____ Data extract
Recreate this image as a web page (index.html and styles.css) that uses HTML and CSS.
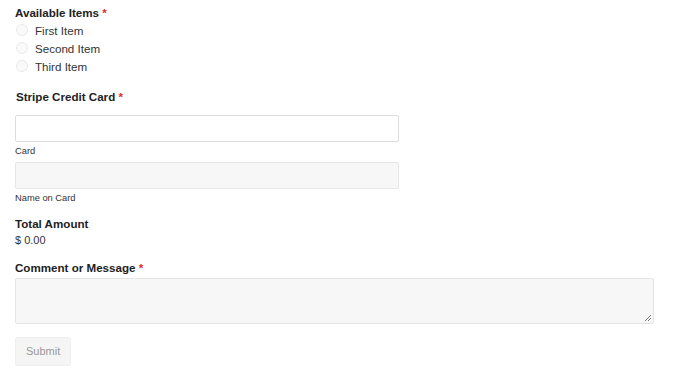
FILE: index.html
```html
<!DOCTYPE html>
<html lang="en">
<head>
  <meta charset="UTF-8" />
  <title>Order Form</title>
  <link rel="stylesheet" href="styles.css">
</head>
<body>
  <form class="form">
    <div class="field">
      <div class="field-label">Available Items <span class="req">*</span></div>
      <label class="choice"><span class="radio"></span>First Item</label>
      <label class="choice"><span class="radio"></span>Second Item</label>
      <label class="choice"><span class="radio"></span>Third Item</label>
    </div>

    <div class="field stripe">
      <div class="field-label">Stripe Credit Card <span class="req">*</span></div>
      <div class="input card-input"></div>
      <div class="sublabel">Card</div>
      <div class="input name-input"></div>
      <div class="sublabel">Name on Card</div>
    </div>

    <div class="field total">
      <div class="field-label">Total Amount</div>
      <div class="amount">$ 0.00</div>
    </div>

    <div class="field comment">
      <div class="field-label">Comment or Message <span class="req">*</span></div>
      <div class="textarea">
        <svg class="grip" width="9" height="9" viewBox="0 0 9 9">
          <path d="M8 2 L2 8 M8 5 L5 8" stroke="#777" stroke-width="1"/>
        </svg>
      </div>
    </div>

    <div class="submit">Submit</div>
  </form>
</body>
</html>
```

FILE: styles.css
```css
body { margin: 0; font-family: "Liberation Sans", Arial, sans-serif; color: #222; background: #fff; }
.form { padding: 5px 15px 0 15px; }
.field-label { font-size: 11.6px; font-weight: bold; line-height: 16px; }
.req { color: #e02b27; }
.choice { display: flex; align-items: center; font-size: 11.6px; color: #333; height: 18px; }
.radio { width: 10px; height: 10px; border: 1px solid #e8e8e8; border-radius: 50%; background: #fafafa; margin: 0 7px 0 1px; }
.stripe { margin-top: 14px; }
.stripe .field-label { margin-left: 1px; margin-bottom: 10px; }
.input { width: 382px; height: 25px; border: 1px solid #ddd; border-radius: 2px; }
.card-input { background: #fff; }
.name-input { background: #f7f7f7; border-color: #e6e6e6; }
.sublabel { font-size: 9.3px; color: #333; margin: 3px 0 5px; line-height: 12px; }
.total { margin-top: 12px; }
.amount { font-size: 11px; color: #333; line-height: 16px; }
.comment { margin-top: 12px; }
.comment .field-label { margin-bottom: 2px; }
.textarea { position: relative; width: 637px; height: 44px; border: 1px solid #e4e4e4; border-radius: 2px; background: #f7f7f7; }
.grip { position: absolute; right: 1px; bottom: 1px; }
.submit { display: inline-block; margin-top: 13px; padding: 0 10px; height: 27px; line-height: 27px; font-size: 11px; color: #999; background: #f5f5f5; border: 1px solid #f0f0f0; border-radius: 2px; }
```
________
_Written request_:
Write down only the number of lines that contain the string "index" in the listing.

_Exercise output_:
2